13. A method of delivering liquid, comprising: providing a liquid reservoir containing liquid having an upper surface of the liquid at a reservoir liquid level within said reservoir, said upper surface of the liquid being exposed to atmospheric pressure; providing an inverted hydrostatic standpipe containing liquid and sealed at a top end of the standpipe, the standpipe being in fluid communication with the liquid within the reservoir at a lower end of the standpipe and extending upwardly from said reservoir, the standpipe having an elevated liquid level within the standpipe that is above the reservoir liquid level of the reservoir; providing a pump chamber located within said standpipe, the pump chamber being sealed at a top end of the pump chamber and being in fluid communication with the liquid within the standpipe and the liquid in the reservoir at a lower end of the pump chamber; providing a gas supply having an inlet discharging into a lower end of the pump chamber for delivering gas into the pump chamber, and said pump chamber having a pump chamber exhaust port extending from the pump chamber at a height above said inlet and below the top end of the pump chamber; providing a riser tube connecting to the pump chamber via the pump chamber exhaust port and extending upwardly to a discharge opening at a terminus of the riser tube in communication with the atmosphere, said riser being configured to transport gas and liquid suspended therein through the discharge opening of the riser; and accumulating gas delivered by the gas supply within the pump chamber until excess gas is released through the pump chamber exhaust port into the riser and gas buoyancy in the riser and atmospheric pressure propels liquid in the riser upwardly and out through the discharge opening of the riser.

14. The method of claim 13, wherein said method further includes cyclically accumulating the gas delivered by the gas supply entering the pump chamber until excess gas is released through the pump chamber exhaust port into the riser so as to cyclically create elongated gas bubbles that propel liquid upwardly through the riser.

15. The method of claim 13, including providing the liquid as water.

16. The method of claim 13, including providing the gas as air.

17. The method of claim 13, further including providing the gas supply with a gas supply tube that extends through the liquid within said reservoir to said inlet discharging into the lower end of the pump chamber and delivers gas into the pump chamber.

18. The method of claim 13, further including initiating delivery of the liquid by introducing said gas by said gas supply.

19. The method of claim 13, further including stopping delivery of the liquid by interrupting delivery of said gas by said gas supply.

20. The method of claim 13, further including providing the riser with a diameter along its length that is sized to maintain gas bubbles within the riser separated from the liquid within said riser.

Description

LIST OF DRAWINGS

(1) FIG. 1 The Subtle Energy Pump in situcross section

(2) FIG. 2 The Subtle Energy Pumpexploded view

(3) FIG. 3 Compressed gas configurationcross section

(4) FIG. 4 Ambient gas configurationcross section

DETAILED DESCRIPTION OF THE PREFERRED EMBODIMENT OF THE PROCESS

(5) A submerged pulsating gas displacement pump (See FIG. 1) with no moving parts, for transforming ambient pressure liquid and gas entering the pump via separate inlets

(6) from a liquid source upstream 1 or 7, and a gas source upstream 3 or 9 to a regulated intermittent pulsating flow evacuated downstream into a connected riser 6. Suspended in the riser 6, the gas and liquid are ready for transport at near-ambient pressure.

(7) Enveloped by an inverted hydrostatic standpipe 2, this pulsating device is comprised of an exhausted chamber, (hereinafter referenced as the pump chamber 5), for receiving the liquid and gas flows entering the device, that occupying an initial volume in the pump chamber 5, the liquid (hereinafter referenced as the liquid column) entering the pump chamber 5, is displaced by gas, increasing the volume that the gas occupies in the pump chamber 5 for the purpose of effecting a transient hydraulic surge in said liquid column for the purpose of exploiting a segment of said liquid column at the zenith of this transient hydraulic surge.
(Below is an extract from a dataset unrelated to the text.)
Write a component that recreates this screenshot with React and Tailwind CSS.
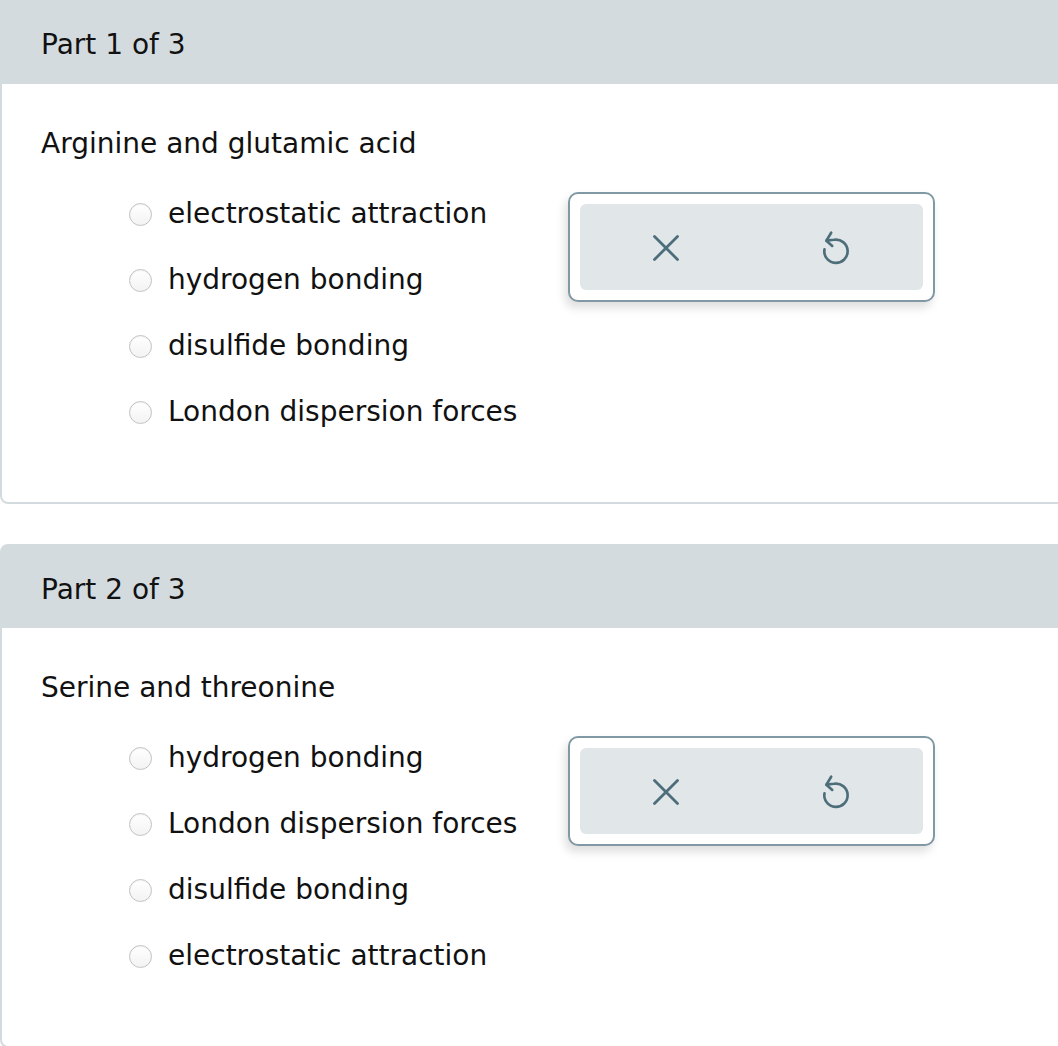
const PARTS = [
  {
    label: 'Part 1 of 3',
    question: 'Arginine and glutamic acid',
    options: ['electrostatic attraction', 'hydrogen bonding', 'disulfide bonding', 'London dispersion forces'],
    first: true,
  },
  {
    label: 'Part 2 of 3',
    question: 'Serine and threonine',
    options: ['hydrogen bonding', 'London dispersion forces', 'disulfide bonding', 'electrostatic attraction'],
  },
];

function XIcon() {
  return (
    <svg width="26" height="26" viewBox="0 0 26 26" fill="none" stroke="#4d6d7b" strokeWidth="2.8" strokeLinecap="round">
      <path d="M1.5 1.5 L24.5 24.5 M24.5 1.5 L1.5 24.5" />
    </svg>
  );
}

function UndoIcon() {
  return (
    <svg width="30" height="36" viewBox="0 0 28 34" fill="none" stroke="#4d6d7b" strokeWidth="2.5" strokeLinecap="round" strokeLinejoin="round">
      <path d="M2.2 19.1 A11 11 0 1 0 11.1 10.2 L4 11" />
      <path d="M8.5 3.5 L4 11 L9.5 16" />
    </svg>
  );
}

function Radio() {
  return (
    <span className="w-[23px] h-[23px] rounded-full border border-[#c2c2c2] bg-gradient-to-b from-[#ffffff] to-[#f3f3f3] shadow-[inset_0_1px_1px_rgba(0,0,0,0.05)] shrink-0" />
  );
}

function Part({ part }) {
  return (
    <div
      className={`w-[1080px] border-2 border-[#d3dbdf] bg-white ${part.first ? 'border-t-0 rounded-b-[8px]' : 'rounded-[8px]'}`}
    >
      <div className={`bg-[#d3dbdf] flex items-center pl-[39px] pt-[5px] ${part.first ? 'h-[84px]' : 'h-[82px]'}`}>
        <span className="text-[28px] text-[#111]">{part.label}</span>
      </div>
      <div className="pl-[39px] pt-[43px] pb-[57px]">
        <p className="text-[28px] leading-[34px] text-[#111]">{part.question}</p>
        <div className="flex mt-[20px]">
          <div className="w-[527px] pl-[88px] flex flex-col">
            {part.options.map((o) => (
              <label key={o} className="h-[66px] flex items-center gap-[16px] cursor-pointer">
                <Radio />
                <span className="text-[28px] text-[#111]">{o}</span>
              </label>
            ))}
          </div>
          <div className="mt-[11px] w-[367px] h-[110px] border-2 border-[#8199a4] rounded-[10px] p-[10px] bg-white shadow-[-3px_6px_10px_rgba(0,0,0,0.13)]">
            <div className="h-full bg-[#e1e6e9] rounded-[6px] flex">
              <button className="flex-1 flex items-center justify-center pt-[2px]">
                <XIcon />
              </button>
              <button className="flex-1 flex items-center justify-center">
                <UndoIcon />
              </button>
            </div>
          </div>
        </div>
      </div>
    </div>
  );
}

export default function App() {
  return (
    <div className="w-[1058px] h-[1046px] overflow-hidden bg-white font-['DejaVu_Sans',Verdana,sans-serif] flex flex-col gap-[40px]">
      {PARTS.map((p) => (
        <Part key={p.label} part={p} />
      ))}
    </div>
  );
}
The transient hydraulic surge is resultant of excess gas accumulation in the pump chamber 5 being released through the pump chamber 5 exhaust port and displacing liquid present in the riser 6 by means of increasing that liquid's elevation. The transient hydraulic surge occurs sequentially at or above in connected proximity to the pump chamber 5 exhaust port, completing the pump cycle as a portion of the liquid column is drawn by exhausting gas through the exhaust port and into the riser 6 where it is held in suspension by the expiration of the transient hydraulic surge and the resumption of atmospheric pressure to said liquid column. Once held in suspension in the riser 6, the gas and liquid are ready for transport. Each cycle's gas exhaust displaces the previous cycle's suspended liquid exhaust and the potential and kinetic energies of the inverted hydrostatic standpipe 2, atmospheric pressure on the reservoir 1, and gas buoyancy in the riser 6, propel the liquid and gas as a regulated intermittent pulse (See FIG. 3 & FIG. 4) over extended distances and inclined planes. The inverted hydrostatic standpipe 2 environ increases the pumps ability to do work, e.g. the higher the elevation desired for gas and liquid delivery, the taller the inverted hydrostatic standpipe 2 needed.

(8) Operation

(9) Operation is initiated by the introduction of gas and is suspended by interrupting the gas flow. Assembly and disassembly is quick and easy as all parts are a tolerance fit and require no fasteners.

(10) This apparatus has been successfully tested to elevations of approximately 10 feet but atmospheric pressure at sea level will only support a water column approximately 33 feet tall, suggesting a possible elevation limit to this apparatus.

(11) This process of energy derivation embodied by a maintenance-free apparatus moves liquid and gas 24 hours a day. Care should be taken to keep the bottom of the standpipe clear of debris that might clog the pump.

(12) The route of the riser for a remote delivery should be one that provides a gradual incline and avoids sharp turns. For delivery closer to the pump assembly, the standpipe may be used to support the riser in a loosely coiled fashion that maintains a gradual upward slope to the delivery height.

(13) Note: Permanent installation of this device might, depending upon the conditions present, require a periodic disassembly and cleaning of any growth that might prove detrimental to the pump cycle.